Palin e-mail hacker sentenced to a year in custody
- Published
A student convicted of hacking into former Alaska governor Sarah Palin's email account in 2008 has been sentenced to a year in state custody.
David Kernell guessed the answers to Ms Palin's security questions and reset her password, prosecutors said.
Defence lawyers described the offence as a youthful prank. Kernell was a 20-year-old student at the University of Tennessee when he committed the crime.
The judge recommended his term be served in a halfway house, not prison.

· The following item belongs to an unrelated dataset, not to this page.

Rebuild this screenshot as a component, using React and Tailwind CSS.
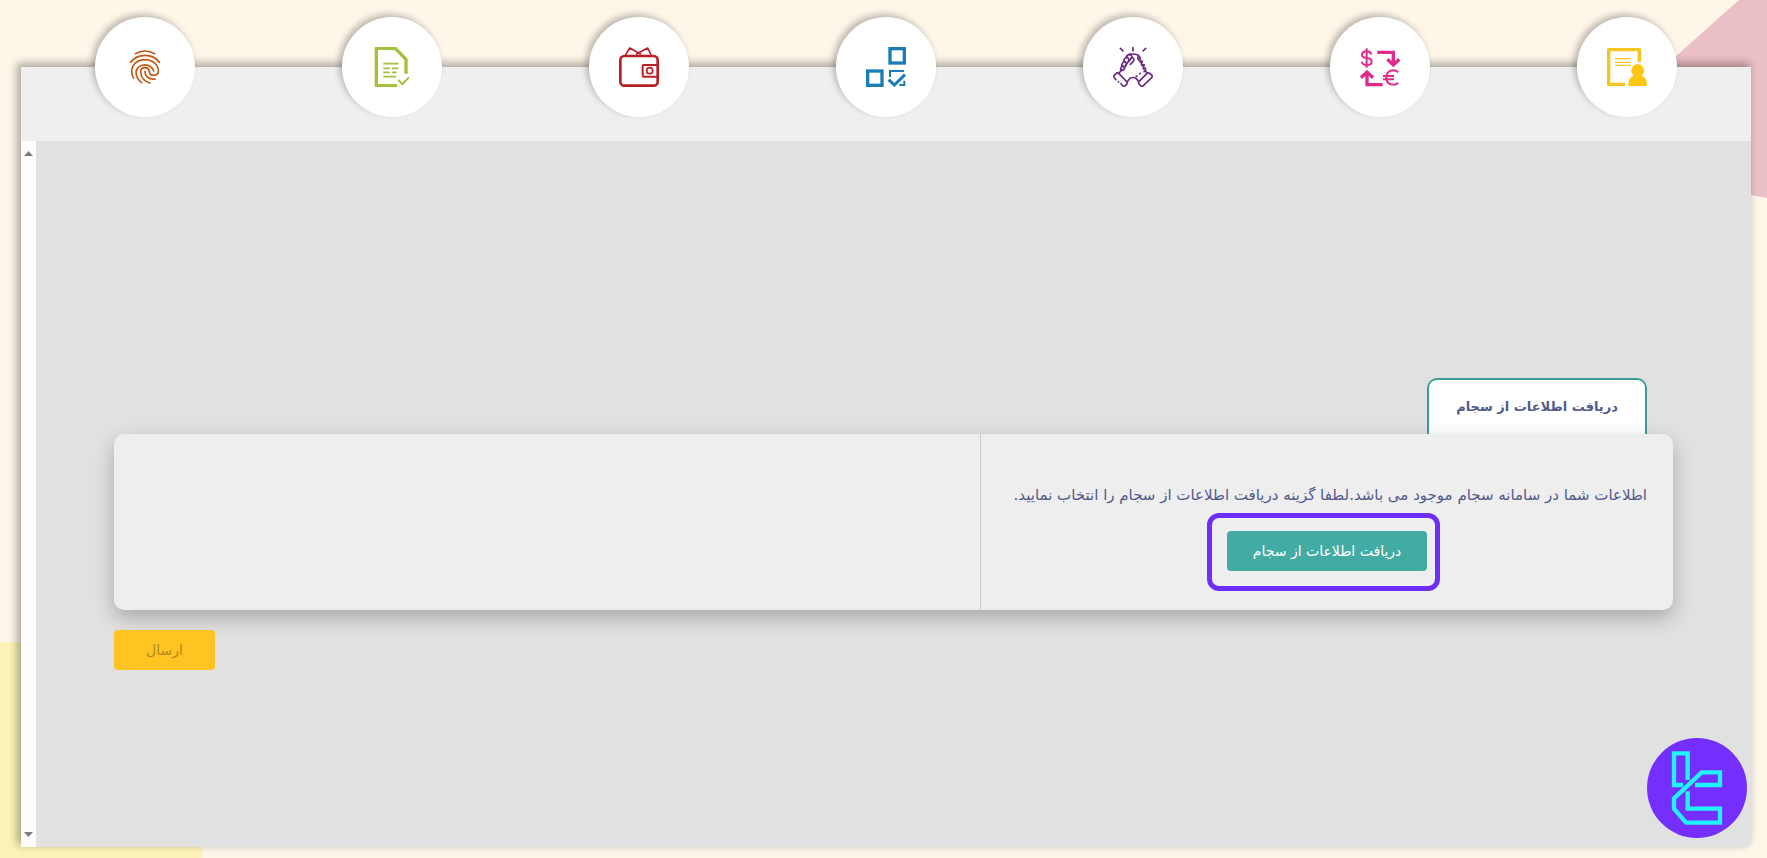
const FingerprintIcon = () => (
  <svg viewBox="0 0 120 120" className="size-10" fill="none" stroke="#c4560f" strokeWidth="5" strokeLinecap="round">
    <path d="M31 20Q60 4 89 20" />
    <path d="M17 46Q32 25 60 25Q88 25 103 46" />
    <path d="M26 93Q20 84 20 72A40 34 0 0 1 100 72C100 89 74 89 73 73C71 58 47 58 47 74C47 92 60 104 75 108" />
    <path d="M50 107Q33 94 33 74A27 24 0 0 1 86 72" />
    <path d="M60 73C60 90 72 98 91 96" />
  </svg>
);

const DocIcon = () => (
  <svg viewBox="0 0 120 120" className="size-10" fill="none" stroke="#a3c13d">
    <path d="M75 116H13V4H70L102 37V80" strokeWidth="10" strokeLinejoin="round" />
    <path d="M34 50H79M34 64H54M60 64H79M34 76H54M60 76H74M34 89H72" strokeWidth="5" />
    <path d="M79 99L91 111L111 91" strokeWidth="6" />
  </svg>
);

const WalletIcon = () => (
  <svg viewBox="0 0 120 120" className="size-10" fill="none" stroke="#ba1f25">
    <rect x="4" y="27" width="112" height="89" rx="12" strokeWidth="8" />
    <path d="M116 54H74Q71 54 71 57V86Q71 89 74 89H116" strokeWidth="6" />
    <circle cx="92" cy="71" r="9" strokeWidth="5" />
    <path d="M19 25L32 3L66 22M51 22L86 3L97 25" strokeWidth="5" strokeLinejoin="round" />
  </svg>
);

const BlocksIcon = () => (
  <svg viewBox="0 0 120 120" className="size-10" fill="none" stroke="#1b7db8">
    <rect x="72" y="5" width="43" height="43" strokeWidth="10" />
    <rect x="5" y="72" width="43" height="43" strokeWidth="10" />
    <path d="M72 90V72H114M115 101V114H100" strokeWidth="6" />
    <path d="M68 98L85 114L117 83" strokeWidth="9" />
  </svg>
);

const HandsIcon = () => (
  <svg
    viewBox="0 0 120 120"
    className="size-10"
    fill="none"
    stroke="#6b2b83"
    strokeWidth="5"
    strokeLinecap="round"
    strokeLinejoin="round"
  >
    <path d="M22 4L30 12M60 2V12M98 4L90 12" />
    {/* sleeves */}
    <path d="M12 78L4 84Q1 88 4 92L9 98M24 110L29 116Q33 120 37 116L41 112Q44 108 41 104L18 80Q15 76 12 78" />
    <path d="M16 104L17 105" />
    <path d="M108 78L116 84Q119 88 116 92L91 116Q87 120 83 116L78 111Q75 107 78 104L102 79Q105 76 108 78" />
    {/* arms */}
    <path d="M18 78L27 68M43 104L51 94Q60 89 69 94L77 103M102 78L96 70M80 80L82 79M70 88L72 87" />
    {/* fingers */}
    <path d="M27 70Q20 68 24 62L30 56Q36 59 34 65Q31 71 27 70" />
    <path d="M27 58Q24 53 29 48L34 43Q41 46 40 53L34 62" />
    <path d="M33 45Q31 39 36 34L41 30Q50 35 47 42L39 53" />
    <path d="M40 31Q41 24 50 22Q60 27 54 35L47 43" />
    <path d="M50 22Q63 19 76 25L82 33M58 31Q66 38 61 43L52 52" />
    <path d="M76 26Q73 35 77 39M82 34Q78 40 82 46Q86 40 88 43Q83 50 87 56Q91 50 94 54Q90 60 91 66Q96 61 98 65Q99 70 93 74" />
  </svg>
);

const ExchangeIcon = () => (
  <svg viewBox="0 0 120 120" className="size-10" fill="none" stroke="#e22a8b">
    <path d="M52 16H100V51M3 92L21 75L39 92M21 77V113H68M82 37L100 54L118 37" strokeWidth="10" />
    <path
      d="M34 22Q31 13 20 13Q6 13 6 24Q6 32 20 33Q35 34 35 44Q35 54 20 54Q7 54 5 44M20 4V62"
      strokeWidth="6"
    />
    <path d="M115 76Q108 70 100 70Q79 72 79 92Q79 112 100 113Q108 113 115 108M69 87H102M69 97H102" strokeWidth="6" />
  </svg>
);

const ProfileIcon = () => (
  <svg viewBox="0 0 120 120" className="size-10" fill="none" stroke="#f7c520">
    <path d="M54 112H5V8H97V45" strokeWidth="10" strokeLinejoin="round" />
    <path d="M24 35H71M24 46H71M24 55H71" strokeWidth="4" />
    <path
      d="M92 51A20 20 0 0 1 104 86Q120 92 120 112Q120 117 115 117H69Q64 117 64 112Q64 92 80 86A20 20 0 0 1 92 51Z"
      fill="#fcc70d"
      stroke="none"
    />
  </svg>
);

// first item sits on the right, the page is rtl
const steps = [
  { label: "اطلاعات فردی", icon: <ProfileIcon /> },
  { label: "اطلاعات مالی", icon: <ExchangeIcon /> },
  { label: "توافق نامه", icon: <HandsIcon /> },
  { label: "پرسشنامه", icon: <BlocksIcon /> },
  { label: "کیف پول", icon: <WalletIcon /> },
  { label: "قرارداد", icon: <DocIcon /> },
  { label: "احراز هویت", icon: <FingerprintIcon /> },
];

const Backdrop = () => (
  <div className="absolute inset-0 -z-10 overflow-hidden bg-[#fef6e9]">
    <svg viewBox="0 0 120 200" className="absolute top-0 right-0 h-50 w-30" fill="#eabfc6">
      <path d="M92 0H120V198L0 176V82Z" />
    </svg>
    <div className="absolute bottom-0 left-0 h-54 w-[202px] bg-[#fdf3b8]" />
  </div>
);

const ScrollRail = () => (
  <div className="flex w-[15px] flex-col items-center justify-between bg-[#fdfdfd] py-2.5">
    <svg viewBox="0 0 9 5" className="h-[5px] w-[9px]" fill="#7b7b7b">
      <path d="M0 5L4.5 0L9 5Z" />
    </svg>
    <svg viewBox="0 0 9 5" className="h-[5px] w-[9px]" fill="#7b7b7b">
      <path d="M0 0L4.5 5L9 0Z" />
    </svg>
  </div>
);

const BrandBadge = () => (
  <div className="absolute right-5 bottom-5 size-25 rounded-full bg-[#752ffc]">
    <svg viewBox="0 0 300 300" className="size-25" fill="none" stroke="#1ff4ff" strokeWidth="13">
      <path d="M108 141H81V46H122V126" />
      <path d="M144 141H219V103H164L81 181V212L117 254H219V212H122V160" />
    </svg>
  </div>
);

export default function App() {
  return (
    <div
      dir="rtl"
      className="relative isolate flex min-h-screen flex-col pt-[67px] pr-4 pb-[11px] pl-[21px] font-['DejaVu_Sans',sans-serif]"
    >
      <Backdrop />
      <div className="flex flex-1 flex-col rounded-br-md bg-[#e1e1e1] shadow-[-3px_-3px_8px_1px_rgba(0,0,0,0.32)]">
        <nav className="grid h-[74px] grid-cols-7 justify-items-center bg-[#efefef]">
          {steps.map((step) => (
            <button
              key={step.label}
              type="button"
              aria-label={step.label}
              className="-mt-[50px] flex size-25 items-center justify-center rounded-full bg-white shadow-[-3px_-3px_6px_rgba(0,0,0,0.25)]"
            >
              {step.icon}
            </button>
          ))}
        </nav>
        <div className="flex flex-1">
          <main className="flex flex-1 flex-col justify-center px-[78px] pt-[60px]">
            <div className="mr-[26px] flex h-14 w-55 items-center justify-center self-start rounded-t-[10px] border-2 border-b-0 border-[#3d9d95] bg-white">
              <h1 className="text-[13px] font-bold whitespace-nowrap text-[#505a8c]">دریافت اطلاعات از سجام</h1>
            </div>
            <section className="flex h-44 rounded-[10px] bg-[#eeeeee] shadow-[0_8px_20px_rgba(0,0,0,0.25)]">
              <div className="flex w-4/9 flex-col items-center gap-6 border-l border-[#c9c9c9] px-[26px] pt-[49px]">
                <p className="self-stretch text-[15px] leading-6 whitespace-nowrap text-[#505a8c]">
                  اطلاعات شما در سامانه سجام موجود می باشد.لطفا گزینه دریافت اطلاعات از سجام را انتخاب نمایید.
                </p>
                <div className="relative">
                  <button type="button" className="h-10 w-50 rounded-sm bg-[#42aba3] text-sm text-white">
                    دریافت اطلاعات از سجام
                  </button>
                  <div className="pointer-events-none absolute -top-[18px] -right-[13px] -bottom-5 -left-5 rounded-xl border-5 border-[#6f2ef8]" />
                </div>
              </div>
            </section>
            <button
              type="button"
              disabled
              className="mt-5 h-10 w-[101px] self-end rounded-sm bg-[#ffc322] text-sm text-[#b08a20]"
            >
              ارسال
            </button>
          </main>
          <ScrollRail />
        </div>
      </div>
      <BrandBadge />
    </div>
  );
}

Ms Palin, the 2008 Republican vice-presidential candidate, compared the hacking to the Watergate scandal that brought down President Richard Nixon.
Kernell, son of Democratic Tennessee state legislator Mike Kernell, apologised to Mrs Palin and her family after the sentence was handed down.
Prosecutors had sought 18 months in prison but said they would be satisfied with the judge's recommendation.
In 2008 a hacker broke into a Yahoo! e-mail account used by Ms Palin and revealed several inconsequential personal messages. The FBI traced the internet traffic to Kernell's apartment in Knoxville, Tennessee.
Ms Palin did not immediately comment on the sentencing. When Kernell was convicted she wrote on Facebook: "My family and I are thankful that the jury thoroughly and carefully weighed the evidence and issued a just verdict."
There is much speculation in the US over whether Ms Palin will run for president in 2012.
The former governor is never far from the headlines, and is the subject of a new reality show, Sarah Palin's Alaska, which debuts in the US on Sunday.